**Short exercise**
Give only the number of lines below that contain the word "index".

**Stored data**
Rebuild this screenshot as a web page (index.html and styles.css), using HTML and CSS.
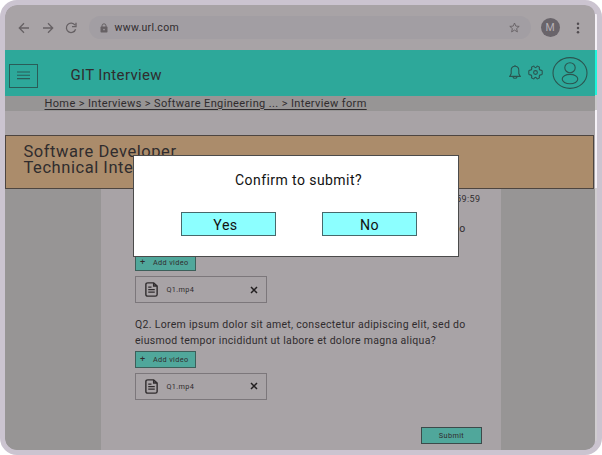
FILE: index.html
```html
<!DOCTYPE html>
<html lang="en">
<head>
<meta charset="utf-8">
<title>GIT Interview</title>
<link rel="stylesheet" href="styles.css">
</head>
<body>
<div class="window">
  <div class="screen">
    <header class="browser">
      <svg class="nav" width="12" height="12" viewBox="0 0 12 12"><path d="M11 6H1.5M6 1.3L1.3 6L6 10.7"/></svg>
      <svg class="nav" width="12" height="12" viewBox="0 0 12 12"><path d="M1 6H10.5M6 1.3L10.7 6L6 10.7"/></svg>
      <svg class="nav" width="12" height="12" viewBox="0 0 12 12"><path d="M10 3.2A4.7 4.7 0 1 0 10.6 7.2M11 .8V4.6H7"/></svg>
      <div class="address">
        <svg class="lock" width="8" height="10" viewBox="0 0 8 10"><path d="M2 4V2.8a2 2 0 0 1 4 0V4" fill="none" stroke="#666164"/><rect x=".5" y="3.6" width="7" height="6" rx=".8" fill="#666164"/><circle cx="4" cy="6.6" r=".8" fill="#a29ea3"/></svg>
        <span class="url">www.url.com</span>
        <svg class="star" width="11" height="11" viewBox="0 0 11 11"><path d="M5.5 1L6.8 4.1L10.2 4.4L7.6 6.6L8.4 9.9L5.5 8.1L2.6 9.9L3.4 6.6L.8 4.4L4.2 4.1Z"/></svg>
      </div>
      <span class="account">M</span>
      <svg class="dots" width="4" height="12" viewBox="0 0 4 12"><circle cx="2" cy="1.8" r="1.25"/><circle cx="2" cy="6" r="1.25"/><circle cx="2" cy="10.2" r="1.25"/></svg>
    </header>
    <div class="appbar">
      <div class="menu"><svg width="13" height="9" viewBox="0 0 13 9"><path d="M0 1H13M0 4.3H13M0 7.6H13"/></svg></div>
      <h1 class="brand">GIT Interview</h1>
      <svg class="bell" width="12" height="15" viewBox="0 0 12 15"><path d="M6 1.3C3.5 1.3 2.2 3.2 2.2 5.4V8.6L.8 11.4H11.2L9.8 8.6V5.4C9.8 3.2 8.5 1.3 6 1.3ZM4 11.8C4.3 13.8 7.7 13.8 8 11.8M5.2.8H6.8"/></svg>
      <svg class="gear" width="15" height="15" viewBox="0 0 15 15"><path d="M4.9 1.4Q6.2.6 6.4 2Q7.5 3.2 8.6 2Q8.8.6 10.1 1.4L11.4 2.2Q11.7 2.8 11.2 3.6Q11.3 5 12.7 5.1Q14.2 5.2 14.2 6V9Q14.2 9.8 12.7 9.9Q11.3 10 11.2 11.4Q11.7 12.2 11.4 12.8L10.1 13.6Q8.8 14.4 8.6 13Q7.5 11.8 6.4 13Q6.2 14.4 4.9 13.6L3.6 12.8Q3.3 12.2 3.8 11.4Q3.7 10 2.3 9.9Q.8 9.8 .8 9V6Q.8 5.2 2.3 5.1Q3.7 5 3.8 3.6Q3.3 2.8 3.6 2.2Z"/><circle cx="7.5" cy="7.5" r="1.9"/></svg>
      <svg class="user" width="36" height="32" viewBox="0 0 36 32"><ellipse cx="18" cy="16" rx="17" ry="15.4"/><ellipse cx="18" cy="10.7" rx="5.2" ry="5"/><ellipse cx="18" cy="22.1" rx="7.8" ry="4.7"/></svg>
    </div>
    <nav class="crumbs"><a>Home &gt; Interviews &gt; Software Engineering ... &gt; Interview form</a></nav>
    <div class="banner">Software Developer<br>Technical Interview</div>
    <main class="body">
      <section class="form">
        <div class="timer">59:59</div>
        <p class="question q1">Q1. Lorem ipsum dolor sit amet, consectetur adipiscing elit, sed do<br>eiusmod tempor incididunt ut labore et dolore magna aliqua?</p>
        <div class="add"><span class="plus">+</span>Add video</div>
        <div class="file">
          <svg class="doc" width="13" height="15" viewBox="0 0 12 15" preserveAspectRatio="none"><path d="M2.6.8H8L11.2 4V12.4Q11.2 14.1 9.5 14.1H2.5Q.8 14.1 .8 12.4V2.5Q.8.8 2.6.8ZM8 .8V4H11.2M3 5.2H6M3 7.7H9M3 10.2H9"/></svg>
          <span class="name">Q1.mp4</span>
          <svg class="remove" width="8" height="8" viewBox="0 0 8 8"><path d="M1 1L7 7M7 1L1 7"/></svg>
        </div>
        <p class="question">Q2. Lorem ipsum dolor sit amet, consectetur adipiscing elit, sed do<br>eiusmod tempor incididunt ut labore et dolore magna aliqua?</p>
        <div class="add"><span class="plus">+</span>Add video</div>
        <div class="file">
          <svg class="doc" width="13" height="15" viewBox="0 0 12 15" preserveAspectRatio="none"><path d="M2.6.8H8L11.2 4V12.4Q11.2 14.1 9.5 14.1H2.5Q.8 14.1 .8 12.4V2.5Q.8.8 2.6.8ZM8 .8V4H11.2M3 5.2H6M3 7.7H9M3 10.2H9"/></svg>
          <span class="name">Q1.mp4</span>
          <svg class="remove" width="8" height="8" viewBox="0 0 8 8"><path d="M1 1L7 7M7 1L1 7"/></svg>
        </div>
        <div class="submit">Submit</div>
      </section>
    </main>
  </div>
  <div class="edge"></div>
</div>
<div class="dialog">
  <p class="prompt">Confirm to submit?</p>
  <div class="choices"><div class="choice">Yes</div><div class="choice">No</div></div>
</div>
</body>
</html>
```
FILE: styles.css
```css
* { box-sizing: border-box; margin: 0; padding: 0; }
body { width: 602px; height: 455px; overflow: hidden; background: #fff; font-family: Roboto, sans-serif; color: #302c2e; position: relative; }
svg { display: block; flex: none; fill: none; }
.window { width: 602px; height: 455px; border: 5px solid #cbc4d0; border-radius: 17px; background: #cbc4d0; display: flex; overflow: hidden; }
.screen { width: 590px; height: 445px; flex: none; background: #a8a3a6; border-radius: 12px 10px 10px 12px; overflow: hidden; display: flex; flex-direction: column; }
.edge { width: 2px; height: 427px; margin-top: 9px; background: linear-gradient(#f4f0f6 36px, #1ef5dc 36px 81px, #c9c7c9 81px 96px, #f4f0f6 96px 174px, #d0cdd0 174px); }

.browser { height: 45px; flex: none; display: flex; align-items: center; padding-left: 13px; }
.nav { stroke: #666164; stroke-width: 1.3; margin-right: 11.5px; }
.address { width: 442px; height: 23px; border-radius: 12px; background: #a29ea3; display: flex; align-items: center; padding: 0 11px; }
.lock { margin: 0 6px 0 0; }
.url { font-size: 10.5px; letter-spacing: .3px; flex: 1; padding-left: 1px; }
.star { stroke: #666164; stroke-width: .9; }
.account { width: 19px; height: 19px; border-radius: 50%; background: #69646a; color: #b5b0b4; font-size: 10.5px; line-height: 19px; text-align: center; margin-left: 10px; }
.dots { fill: #514c50; margin-left: 16px; }

.appbar { height: 45.5px; flex: none; background: #2da89a; display: flex; align-items: center; }
.menu { width: 29px; height: 24px; margin: 6px 0 0 4px; border: 1px solid #2a5c58; display: flex; align-items: center; justify-content: center; }
.menu svg { stroke: #2a5c58; stroke-width: 1.1; }
.brand { font-size: 15px; font-weight: 400; letter-spacing: .34px; margin: 5px 0 0 32.5px; flex: 1; }
.bell, .gear, .user { stroke: #2b5550; stroke-width: 1.1; }
.bell { margin-right: 7px; }
.gear { margin-right: 9px; }
.user { margin-right: 7px; }

.crumbs { height: 15px; flex: none; background: #979595; padding-left: 39.5px; font-size: 11px; line-height: 16px; letter-spacing: .37px; white-space: nowrap; }
.crumbs a { text-decoration: underline; text-underline-offset: 2px; }
.banner { height: 53.5px; flex: none; margin: 24.5px 1px 0 0; border: 1px solid #4d4540; background: #ab8c6b; padding: 8px 0 0 17.5px; font-size: 16.5px; line-height: 16px; letter-spacing: .55px; }
.body { flex: 1; min-height: 0; background: #979595; padding-left: 96px; }
.form { width: 400px; height: 100%; background: #a8a3a6; padding: 5px 20px 0 34px; overflow: hidden; display: flex; flex-direction: column; align-items: flex-start; }
.timer { align-self: flex-end; font-size: 9px; line-height: 11px; letter-spacing: .4px; margin-right: .5px; }
.question { font-size: 10.5px; line-height: 16px; letter-spacing: .3px; white-space: nowrap; }
.q1 { margin-top: 16px; }
.add { width: 61px; height: 17px; border: 1px solid #3c5f5a; background: #50a79b; font-size: 7.3px; line-height: 16px; letter-spacing: .35px; display: flex; margin-top: 1.5px; }
.plus { width: 17px; padding-left: 4px; font-size: 9px; line-height: 14px; }
.file { width: 132px; height: 27px; border: 1px solid #7c777b; margin: 5px 0 14px; display: flex; align-items: center; padding: 0 8.5px 0 9px; font-size: 7.3px; letter-spacing: .35px; }
.doc { stroke: #302c2e; stroke-width: 1.3; }
.name { margin-left: 8.5px; flex: 1; }
.remove { stroke: #221f20; stroke-width: 1.5; }
.submit { align-self: flex-end; width: 61px; height: 17px; border: 1px solid #3c4a4a; background: #50a79b; font-size: 7.3px; line-height: 16px; text-align: center; letter-spacing: .38px; margin: 13.5px -1px 0 0; }

.dialog { position: absolute; left: 133px; top: 155px; width: 326px; height: 102px; background: #fff; border: 1px solid #4b4b4b; color: #111; }
.prompt { font-size: 14px; line-height: 18px; letter-spacing: .43px; text-align: center; margin: 14.5px 0 0 5px; }
.choices { display: flex; gap: 46px; padding-left: 47px; margin-top: 23.5px; }
.choice { width: 95px; height: 24px; border: 1px solid #46696b; background: #8cffff; font-size: 14.2px; line-height: 24px; letter-spacing: .45px; text-align: center; padding-right: 6px; }
.choice + .choice { padding: 0; }
```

**Written response**
2